Steve Buttry, Director of Community Engagement at TBD visited our class on Tuesday, March 22. He showed us a lot of great interactive sites that can be used by electronic journalists. Check out some of the links below – the stories are interesting, but the way each story is told is even more amazing!
13 Seconds in August: The 35W Bridge Collapse
- It’s one story, made up of dozens of personal stories!
- What can you hear? News reports, 911 calls, interviews, ambulance sirens, press conferences, police radio traffic with dispatch
- What can you see? A combination of graphics and photographs showing the whole bridge that collapsed August 2007
- PRO: You can start the story wherever you want – it’s a self-guided tour
“As a writer in traditional journalism, you have control. But in digital storytelling, we’re sharing more control.” – Steve Buttry
Parksburg Tornado: The Aftermath
- It consists of before, after and present pictures of homes in Parksburg, Iowa
- A story unfolds with simple mugshots of flattened homes and footages of surveillance video cameras when the tornado occurred
“You can see how a simple map and a different way about thinking about storytelling can become a different vehicle for storytelling.” – Steve Buttry
The Rise and Disappearance of Southeast Louisiana
- It’s a reporting about what has happened to Louisiana’s land in the past
“I’m a good writer, but there is no way that I could write a paragraph about the way Louisiana’s land is disappear the way the map tells the story.” – Steve Buttry
Accident at Fukushima Daiichi Nuclear Power Plant
- An interactive map that unfolds the disaster Japan is currently facing
- Viewers have full control of what they want to see on the map by sliding the screen back and forth
“Again, you have to give up some control for the users.” – Steve Buttry
- An image of the inauguration
- Can find and identify people
“It’s not one picture, but thousands taken with a Gigapan camera.” – Steve Buttry
Steve Buttry’s Tips and Memorable Quotes
- “Journalists should learn some of the tools (Flash, HTML) to make their stories better.”

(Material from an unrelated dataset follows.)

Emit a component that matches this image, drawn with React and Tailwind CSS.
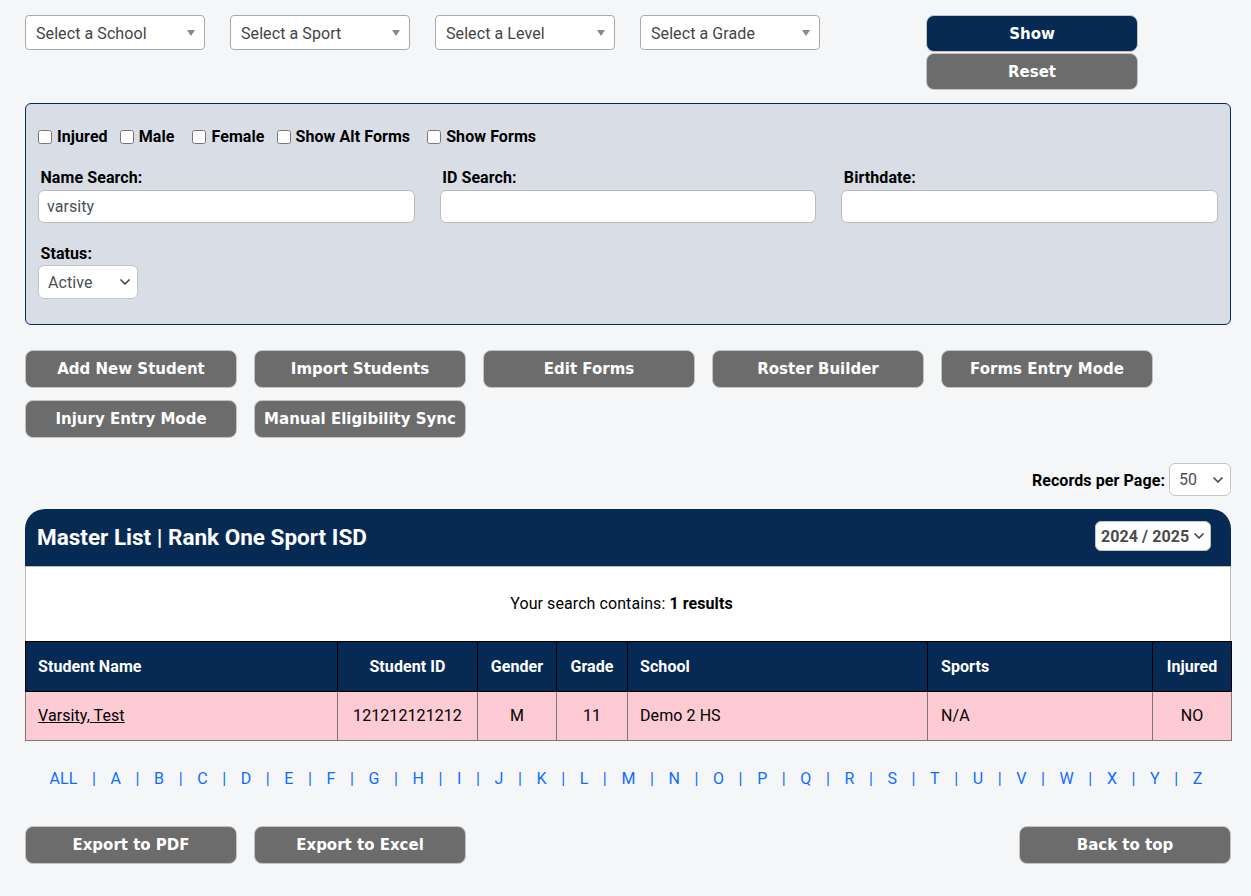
import { ChevronDown } from "lucide-react";

const filters = ["Select a School", "Select a Sport", "Select a Level", "Select a Grade"];
const checks = [
  { label: "Injured", cls: "mr-[12px]" },
  { label: "Male", cls: "mr-[18px]" },
  { label: "Female", cls: "mr-[12px]" },
  { label: "Show Alt Forms", cls: "mr-[17px]" },
  { label: "Show Forms", cls: "" },
];
const actions = [
  "Add New Student",
  "Import Students",
  "Edit Forms",
  "Roster Builder",
  "Forms Entry Mode",
  "Injury Entry Mode",
  "Manual Eligibility Sync",
];
const letters = ["ALL", ..."ABCDEFGHIJKLMNOPQRSTUVWXYZ"];

const GrayButton = ({ children }) => (
  <button className="w-[212px] h-[38px] rounded-lg border border-[#c4c4c4] bg-[#6c6c6c] text-white text-[15px] font-bold font-['DejaVu_Sans',sans-serif] tracking-normal">
    {children}
  </button>
);

const Filter = ({ label }) => (
  <div className="w-[180px] h-[35px] flex items-center justify-between pl-[10px] pr-[9px] bg-white border border-[#aaaaaa] rounded text-[16px] text-[#444444]">
    <span className="pt-[2px]">{label}</span>
    <span className="w-0 h-0 border-x-[4.5px] border-x-transparent border-t-[6px] border-t-[#888888]"></span>
  </div>
);

const TextField = ({ label, value }) => (
  <div className="flex-1">
    <label className="block pl-[2.5px] mb-[3px] text-[16px] leading-[19px] font-bold text-black">
      {label}
    </label>
    <div className="h-[33px] flex items-center px-[8px] bg-white border border-[#bbbbbb] rounded-md text-[16px] text-[#495057]">
      {value}
    </div>
  </div>
);

const SmallSelect = ({ label, width, height }) => (
  <div
    className={`${width} ${height} flex items-center justify-between pl-[9px] pr-[4px] bg-white border border-[#c4c4c4] rounded-md text-[16px] text-[#495057]`}
  >
    <span className="pt-[1px]">{label}</span>
    <ChevronDown size={16} strokeWidth={2.5} className="text-[#444444]" />
  </div>
);

export default function App() {
  return (
    <div className="min-h-[896px] bg-[#f5f6f8] pl-[25px] pr-[20px] pt-[15px] pb-[32px] font-[Roboto,sans-serif] tracking-[0.08px] text-black">
      {/* Top filters */}
      <div className="flex items-start">
        <div className="flex gap-[25px]">
          {filters.map((f) => (
            <Filter key={f} label={f} />
          ))}
        </div>
        <div className="ml-[106px] flex flex-col gap-px">
          <button className="w-[212px] h-[37px] pt-[2px] rounded-lg border border-[#c4c4c4] bg-[#062a54] text-white text-[15px] font-bold font-['DejaVu_Sans',sans-serif] tracking-normal">
            Show
          </button>
          <button className="w-[212px] h-[37px] pt-[2px] rounded-lg border border-[#c4c4c4] bg-[#6c6c6c] text-white text-[15px] font-bold font-['DejaVu_Sans',sans-serif] tracking-normal">
            Reset
          </button>
        </div>
      </div>

      {/* Search panel */}
      <div className="mt-[13px] h-[222px] rounded-md border border-[#062a54] bg-[#d9dde6] pt-[24px] px-[12px]">
        <div className="flex items-center h-[17px]">
          {checks.map((c) => (
            <label key={c.label} className={`flex items-center gap-[5px] text-[16px] font-bold ${c.cls}`}>
              <input type="checkbox" className="w-[14px] h-[14px] m-0" />
              {c.label}
            </label>
          ))}
        </div>
        <div className="flex gap-[25px] mt-[23px]">
          <TextField label="Name Search:" value="varsity" />
          <TextField label="ID Search:" value="" />
          <TextField label="Birthdate:" value="" />
        </div>
        <label className="block pl-[2.5px] mt-[21px] mb-[1px] text-[16px] leading-[20px] font-bold">Status:</label>
        <SmallSelect label="Active" width="w-[100px]" height="h-[34px]" />
      </div>

      {/* Action buttons */}
      <div className="mt-[25px] flex flex-wrap gap-x-[17px] gap-y-[12px]">
        {actions.map((a) => (
          <GrayButton key={a}>{a}</GrayButton>
        ))}
      </div>

      {/* Records per page */}
      <div className="mt-[25px] flex items-center justify-end gap-[4px]">
        <span className="mt-[2px] text-[16px] font-bold">Records per Page:</span>
        <SmallSelect label="50" width="w-[62px]" height="h-[33px]" />
      </div>

      {/* Master list */}
      <div className="mt-[13px]">
        <div className="h-[57px] flex items-center justify-between pl-[12px] pr-[20px] bg-[#062a54] rounded-t-[20px]">
          <h2 className="mt-[1px] text-[22.5px] tracking-normal font-bold text-white">Master List | Rank One Sport ISD</h2>
          <div className="mb-[3px] w-[116px] h-[30px] flex items-center justify-between pl-[5px] pr-[3px] bg-white border border-[#c4c4c4] rounded-md text-[16px] font-bold text-[#4a4a4a]">
            <span className="pt-[1px]">2024 / 2025</span>
            <ChevronDown size={16} strokeWidth={2.5} className="text-[#444444]" />
          </div>
        </div>
        <div className="h-[75px] flex items-center justify-center bg-white border-x border-t border-[#bbbbbb] text-[16px]">
          <span className="mr-[13px]">
            Your search contains: <b>1 results</b>
          </span>
        </div>
        <table className="w-full table-fixed border-collapse text-[16px]">
          <colgroup>
            <col className="w-[312px]" />
            <col className="w-[140px]" />
            <col className="w-[79px]" />
            <col className="w-[71px]" />
            <col className="w-[300px]" />
            <col className="w-[225px]" />
            <col className="w-[79px]" />
          </colgroup>
          <thead>
            <tr className="h-[50px] bg-[#062a54] text-white font-bold">
              <th className="border border-black pl-[12px] text-left">Student Name</th>
              <th className="border border-black text-center">Student ID</th>
              <th className="border border-black text-center">Gender</th>
              <th className="border border-black text-center">Grade</th>
              <th className="border border-black pl-[12px] text-left">School</th>
              <th className="border border-black pl-[13px] text-left">Sports</th>
              <th className="border border-black text-center">Injured</th>
            </tr>
          </thead>
          <tbody>
            <tr className="h-[49px] bg-[#fccbd3]">
              <td className="border border-[#777777] pl-[12px]">
                <a href="#" className="underline">Varsity, Test</a>
              </td>
              <td className="border border-[#777777] text-center">121212121212</td>
              <td className="border border-[#777777] text-center">M</td>
              <td className="border border-[#777777] text-center">11</td>
              <td className="border border-[#777777] pl-[12px]">Demo 2 HS</td>
              <td className="border border-[#777777] pl-[13px]">N/A</td>
              <td className="border border-[#777777] text-center">NO</td>
            </tr>
          </tbody>
        </table>
      </div>

      {/* Alphabet */}
      <div className="mt-[28px] mr-[4px] flex justify-center text-[16px] leading-[19px] text-[#0d6efd]">
        {letters.map((l, i) => (
          <span key={l} className="flex">
            <a href="#">{l}</a>
            {i < letters.length - 1 && <span className="mx-[14.52px]">|</span>}
          </span>
        ))}
      </div>

      {/* Bottom buttons */}
      <div className="mt-[38px] flex justify-between">
        <div className="flex gap-[17px]">
          <GrayButton>Export to PDF</GrayButton>
          <GrayButton>Export to Excel</GrayButton>
        </div>
        <GrayButton>Back to top</GrayButton>
      </div>
    </div>
  );
}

- “Shifting into the unfamiliar digital territory was a little scary, but it was also exciting as hell!”
- “You’re not going to grown or develop new skills without being uncomfortable.”
- “It [Twitter] made me get to the point faster… It made me a better writer.”
- “Always be curious… If a question occurs to you, ask somebody – even if you don’t speak the same language. Someone around you will help you… Ask the question, no matter how difficult it may be.”
- “My best rule in journalism is to never say ‘No’ for somebody else.”
- “Don’t let obstacles become excuses.”
- “I’d rather be beaten on something that is true than spread rumors.”